Monthly Contributions
Model regular investing by adding a recurring monthly amount and watch how consistent deposits accelerate growth.
Return Rate Presets
Adjust the annual return with a slider or jump to 5%, 7%, 8%, 10%, and 12% presets for common benchmarks.
Compounding Frequency
Choose Daily, Monthly, Quarterly, Semi-Annually, or Annually to see how compounding cadence changes your total.
Inflation Adjustment
Enter an expected inflation rate to reveal the Inflation-Adjusted Value — what your future balance is worth in today's money.
Tax Impact Analysis
Add a tax rate to compute the After-Tax Value; tax applies only to your gains, never to your original contributions.
Growth Chart
An interactive area chart compares total portfolio value against total invested, showing the compounding effect over time.
Value Breakdown
A donut chart splits your final value into initial investment, additional contributions, and interest or returns.
Year-by-Year Breakdown
Expand a collapsible table of annual contributions, interest earned, total interest, and ending balance.
Multi-Currency Support
Switch currencies with the built-in picker and all values, sliders, and defaults adjust to the selected currency's scale.
Private & Local
Every projection is computed in your browser, so your financial assumptions never leave your device.
Frequently Asked Questions
How do you calculate return on investment?
Your total return is the final value minus everything you put in (Total Value minus Total Invested), and the total return percentage divides that gain by your total invested. This calculator works it out automatically as you change the inputs, and also shows CAGR for an annualized view.
What is compound interest and how does it grow my investment?
Compound interest is interest earned on both your original principal and the interest accumulated from previous periods. Because your earnings start generating their own earnings, growth accelerates over time into an exponential curve rather than a straight line.
What is CAGR versus total return?
Total return is the overall percentage gain across the whole period, while CAGR (Compound Annual Growth Rate) is the smoothed yearly rate that would take your investment from its starting value to its ending value. CAGR is useful for comparing investments with different time horizons or contribution patterns.
How does compounding frequency affect my returns?
The more often interest compounds, the more you earn, because each period's interest starts earning interest sooner. Daily compounding produces slightly higher returns than monthly, which beats annually. The gap widens with higher return rates and longer time horizons.
How do monthly contributions affect investment growth?
Adding a recurring monthly contribution feeds new money into the calculation every period, and each deposit then compounds for the rest of the term. Over decades, consistent contributions often add far more to the final balance than the initial lump sum alone.
How do inflation and taxes affect real returns?
Inflation erodes purchasing power, so the Inflation-Adjusted Value shows your future balance in today's money. Tax applies only to your gains: the After-Tax Value equals Total Value minus (Total Return times your tax rate). Actual tax treatment varies by jurisdiction and account type.

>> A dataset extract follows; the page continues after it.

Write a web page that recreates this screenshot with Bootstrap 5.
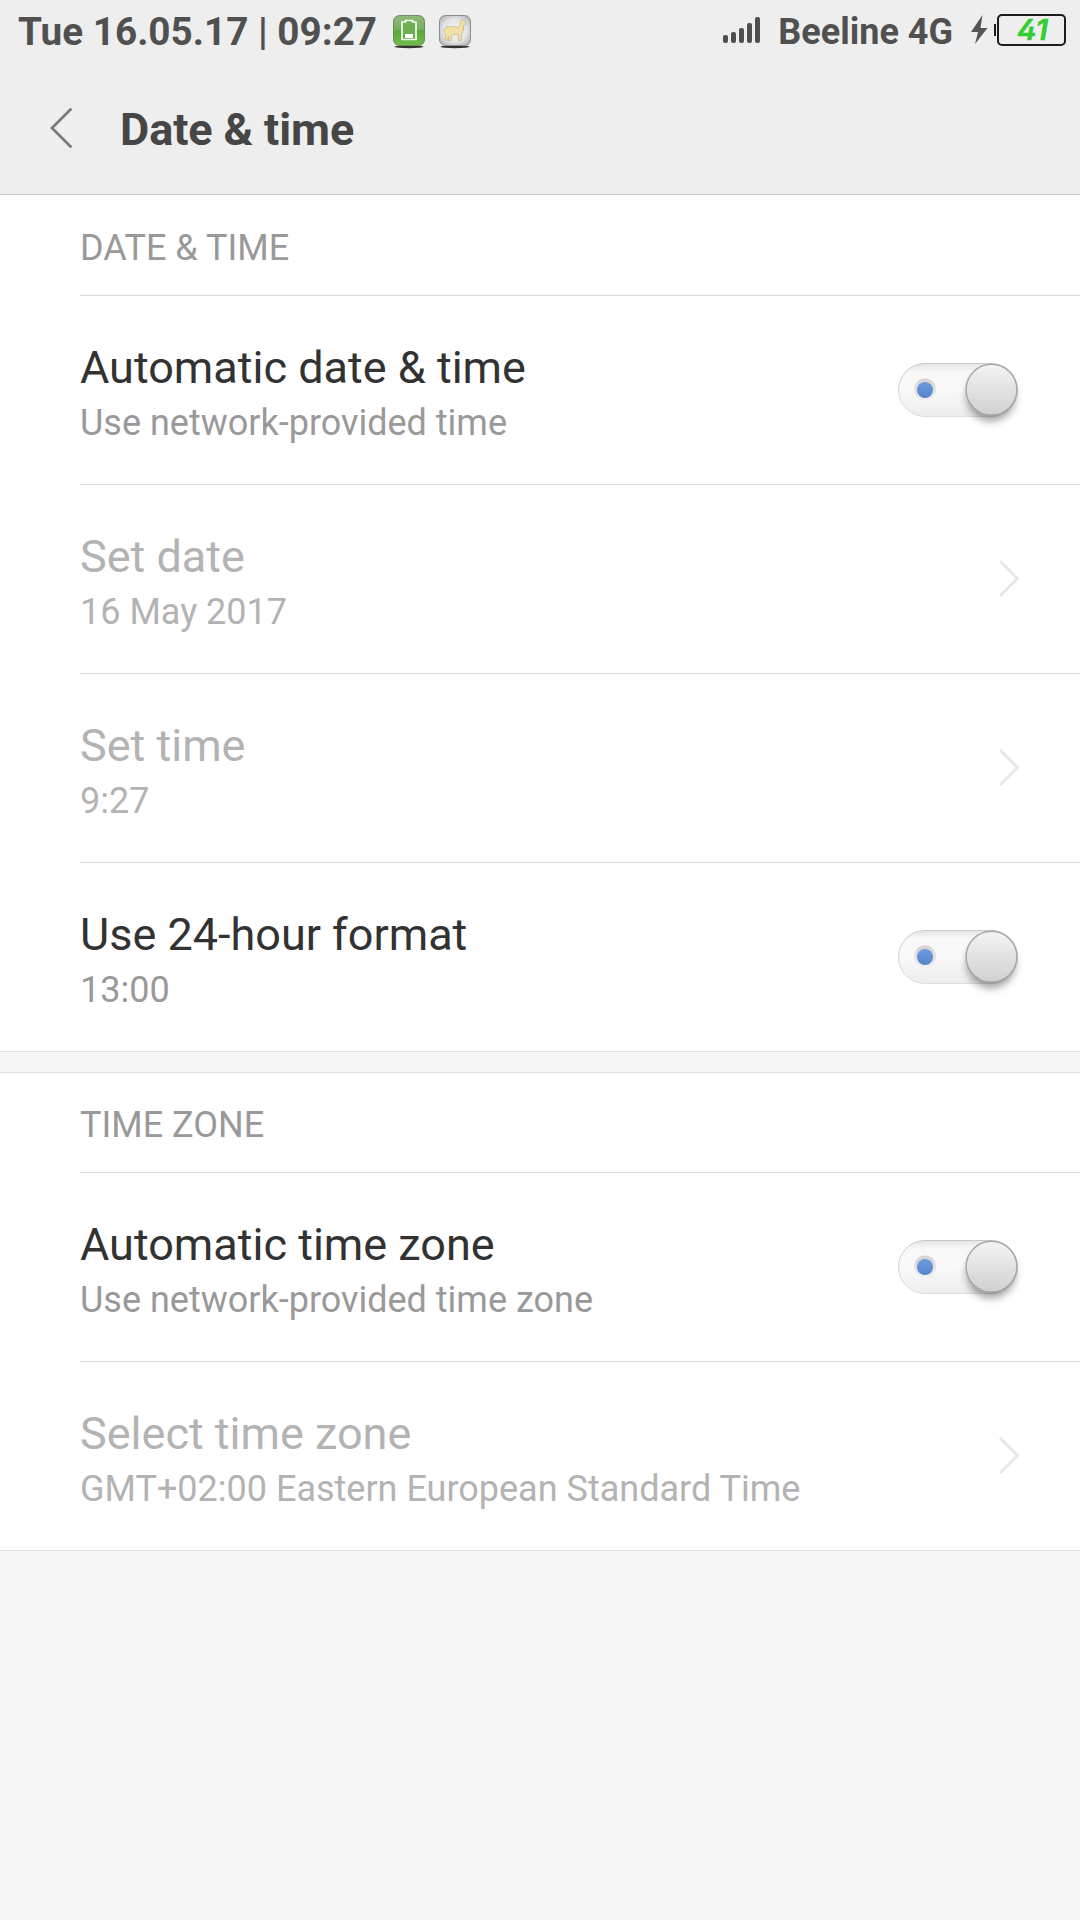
<!DOCTYPE html>
<html lang="en">
<head>
<meta charset="utf-8">
<meta name="viewport" content="width=device-width, initial-scale=1">
<title>Date &amp; time</title>
<link href="https://cdn.jsdelivr.net/npm/bootstrap@5.3.0/dist/css/bootstrap.min.css" rel="stylesheet">
<style>
body{font-family:Roboto,sans-serif;background:#f7f7f7;min-height:1920px;overflow-x:hidden}
.top-area{background:#eee;height:195px;border-bottom:1px solid #c8c8c8}
.status-bar{height:64px;padding:0 14px 0 18px;color:#505050;font-size:36px;font-weight:700;line-height:64px}
.status-clock{font-size:38.7px}
.status-app{margin-left:12px}
.status-clock + .status-app{margin-left:15px}
.status-signal{margin-bottom:2px}
.status-battery{margin-bottom:4px}
.status-carrier{margin:0 17px 0 17px}
.title-bar{height:130px;padding-left:50px}
.title-bar h1{font-size:45px;font-weight:700;line-height:54px;color:#464646;margin:2px 0 0 48px;letter-spacing:-.1px}
.title-bar svg{margin-bottom:2px}
.pref-group{background:#fff;border-bottom:1px solid #e0e0e0;padding-left:80px}
.pref-group + .pref-group{margin-top:20px;border-top:1px solid #e0e0e0}
.pref-head{height:100px;font-size:36px;font-weight:400;line-height:106px;color:#999;margin:0}
.pref-group + .pref-group .pref-head{height:99px;line-height:104px}
.pref-row{height:189px;border-top:1px solid #d8d8d8;padding:45px 59px 0 0}
.pref-name{font-size:45px;line-height:54px;color:#323232}
.pref-note{font-size:36px;line-height:56px;color:#999}
.pref-off .pref-name,.pref-off .pref-note{color:#b3b3b3}
.pref-row svg{flex:none}
.pref-toggle{margin:9px -3px 0 0}
.pref-arrow{margin-top:28px}
</style>
</head>
<body>
<svg width="0" height="0" class="position-absolute" aria-hidden="true">
  <defs>
    <linearGradient id="track" x1="0" y1="0" x2="0" y2="1"><stop offset="0" stop-color="#e4e4e4"/><stop offset=".16" stop-color="#f8f8f8"/><stop offset=".5" stop-color="#f9f9f9"/><stop offset="1" stop-color="#ededed"/></linearGradient>
    <linearGradient id="trackEdge" x1="0" y1="0" x2="0" y2="1"><stop offset="0" stop-color="#c8c8c8"/><stop offset="1" stop-color="#dedede"/></linearGradient>
    <linearGradient id="knob" x1="0" y1="0" x2="0" y2="1"><stop offset="0" stop-color="#f4f4f4"/><stop offset="1" stop-color="#d0d0d0"/></linearGradient>
    <linearGradient id="dot" x1="0" y1="0" x2="0" y2="1"><stop offset="0" stop-color="#6e9bdc"/><stop offset="1" stop-color="#5584cb"/></linearGradient>
    <linearGradient id="ring" x1="0" y1="0" x2="0" y2="1"><stop offset="0" stop-color="#d2d2d2"/><stop offset="1" stop-color="#f0f0f0"/></linearGradient>
    <linearGradient id="green" x1="0" y1="0" x2="0" y2="1"><stop offset="0" stop-color="#91b97c"/><stop offset=".48" stop-color="#77ad5c"/><stop offset=".5" stop-color="#5ea53c"/><stop offset="1" stop-color="#6fbd4b"/></linearGradient>
    <radialGradient id="silver" r=".7"><stop offset="0" stop-color="#f8f8f8"/><stop offset=".55" stop-color="#e4e4e4"/><stop offset="1" stop-color="#a4a4a4"/></radialGradient>
    <filter id="soft" x="-50%" y="-50%" width="200%" height="200%"><feGaussianBlur stdDeviation="4"/></filter>
    <symbol id="toggle" viewBox="0 0 134 84">
      <rect x="8.500" y="13.500" width="119" height="53" rx="26.500" fill="url(#track)" stroke="url(#trackEdge)"/>
      <circle cx="35" cy="39.500" r="11" fill="url(#ring)"/>
      <circle cx="35" cy="40" r="8" fill="url(#dot)"/>
      <circle cx="101" cy="47" r="24" fill="#000" opacity=".38" filter="url(#soft)"/>
      <circle cx="101.500" cy="39.700" r="25.400" fill="url(#knob)" stroke="#a8a8a8" stroke-width="1.500"/>
    </symbol>
    <symbol id="chevron" viewBox="0 0 24 40"><path d="M3 3 20.500 20.500 3 38" fill="none" stroke="#e6e6e6" stroke-width="2.800"/></symbol>
  </defs>
</svg>

<header class="top-area">
  <div class="status-bar d-flex align-items-center">
    <span class="status-clock">Tue 16.05.17 | 09:27</span>
    <svg class="status-app" width="34" height="34" viewBox="0 0 34 34">
      <ellipse cx="17" cy="31.800" rx="14.500" ry="1.500" fill="#333"/>
      <rect x="1.500" y=".500" width="31" height="30" rx="6" fill="url(#green)" stroke="#6c8a5f"/>
      <path d="M13.500 7V5.500h7V7h3.500v17.500h-14V7z" fill="#6fae55" stroke="#f4fbef" stroke-width="1.700"/>
      <path d="M13 19h8v4h-8z" fill="#fff"/>
    </svg>
    <svg class="status-app" width="34" height="34" viewBox="0 0 34 34">
      <ellipse cx="17" cy="31.800" rx="14.500" ry="1.500" fill="#333"/>
      <rect x="1.500" y=".500" width="31" height="30" rx="6" fill="url(#silver)" stroke="#8c8c8c"/>
      <path d="M22.500 6.500 23.500 4.500 25.500 5.500 28 8 27 10 25.500 10.500 25.700 15 23.500 19 23 25.500H20.500L20.200 19.500H15L13.500 22 13 25.500H10.500L10.700 21 9.500 25H7.500L7.700 20 6 17.500 6.700 13.500 9 11.500 13 12 17 11.500 20.500 12.500 22 10.500Z" fill="#f3e0a6" stroke="#c9b98f" stroke-width=".8" stroke-linejoin="round"/>
    </svg>
    <svg class="status-signal ms-auto" width="38" height="28" viewBox="0 0 38 28" fill="#505050">
      <rect x="0" y="18" width="5" height="8" rx="2"/><rect x="8" y="15" width="5" height="11" rx="2"/><rect x="16" y="11" width="5" height="15" rx="2"/><rect x="24" y="6" width="5" height="20" rx="2"/><rect x="32" y="0" width="5" height="26" rx="2"/>
    </svg>
    <span class="status-carrier">Beeline 4G</span>
    <svg class="status-battery" width="96" height="34" viewBox="0 0 96 34">
      <path d="M12.500 2 1 19H8L5 31 17.500 15H10.500Z" fill="#555"/>
      <path d="M25 11V23" stroke="#1c1c1c" stroke-width="2"/>
      <rect x="28" y="2" width="67" height="30" rx="4" fill="none" stroke="#1c1c1c" stroke-width="2"/>
      <text x="47" y="27" font-family="Inter,sans-serif" font-size="28" font-weight="600" font-style="italic" textLength="31" lengthAdjust="spacingAndGlyphs" fill="#32cd32" stroke="#32cd32" stroke-width=".6" stroke-linejoin="round" style="font-feature-settings:'cv02'">41</text>
    </svg>
  </div>
  <div class="title-bar d-flex align-items-center">
    <svg width="22" height="42" viewBox="0 0 22 42"><path d="M20.500 2.500 2 21 20.500 39.500" fill="none" stroke="#7a7a7a" stroke-width="2.800" stroke-linecap="round"/></svg>
    <h1>Date &amp; time</h1>
  </div>
</header>

<main>
  <section class="pref-group">
    <h2 class="pref-head">DATE &amp; TIME</h2>
    <div class="pref-row d-flex justify-content-between">
      <div><div class="pref-name">Automatic date &amp; time</div><div class="pref-note">Use network-provided time</div></div>
      <svg class="pref-toggle" width="134" height="84" viewBox="0 0 134 84"><use href="#toggle"/></svg>
    </div>
    <div class="pref-row pref-off d-flex justify-content-between">
      <div><div class="pref-name">Set date</div><div class="pref-note">16 May 2017</div></div>
      <svg class="pref-arrow" width="24" height="40"><use href="#chevron"/></svg>
    </div>
    <div class="pref-row pref-off d-flex justify-content-between">
      <div><div class="pref-name">Set time</div><div class="pref-note">9:27</div></div>
      <svg class="pref-arrow" width="24" height="40"><use href="#chevron"/></svg>
    </div>
    <div class="pref-row d-flex justify-content-between">
      <div><div class="pref-name">Use 24-hour format</div><div class="pref-note">13:00</div></div>
      <svg class="pref-toggle" width="134" height="84" viewBox="0 0 134 84"><use href="#toggle"/></svg>
    </div>
  </section>
  <section class="pref-group">
    <h2 class="pref-head">TIME ZONE</h2>
    <div class="pref-row d-flex justify-content-between">
      <div><div class="pref-name">Automatic time zone</div><div class="pref-note">Use network-provided time zone</div></div>
      <svg class="pref-toggle" width="134" height="84" viewBox="0 0 134 84"><use href="#toggle"/></svg>
    </div>
    <div class="pref-row pref-off d-flex justify-content-between">
      <div><div class="pref-name">Select time zone</div><div class="pref-note">GMT+02:00 Eastern European Standard Time</div></div>
      <svg class="pref-arrow" width="24" height="40"><use href="#chevron"/></svg>
    </div>
  </section>
</main>
<script src="https://cdn.jsdelivr.net/npm/bootstrap@5.3.0/dist/js/bootstrap.bundle.min.js"></script>
</body>
</html>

What return rate should I use?
It depends on your investment type. As a rough historical guide: savings accounts and CDs 1-5%, government bonds 3-5%, a balanced stock-and-bond portfolio 6-8%, the S&P 500 around 8-10%, and aggressive growth 10-15%. Past performance does not guarantee future results, so a conservative estimate is safer for planning.
Can I use this for retirement planning?
Yes. Set the initial investment to your current savings, add your planned monthly contribution, choose a realistic return rate (7-8% for a diversified portfolio), and set the period to your years until retirement. Use the inflation adjustment to see the real purchasing power of your nest egg.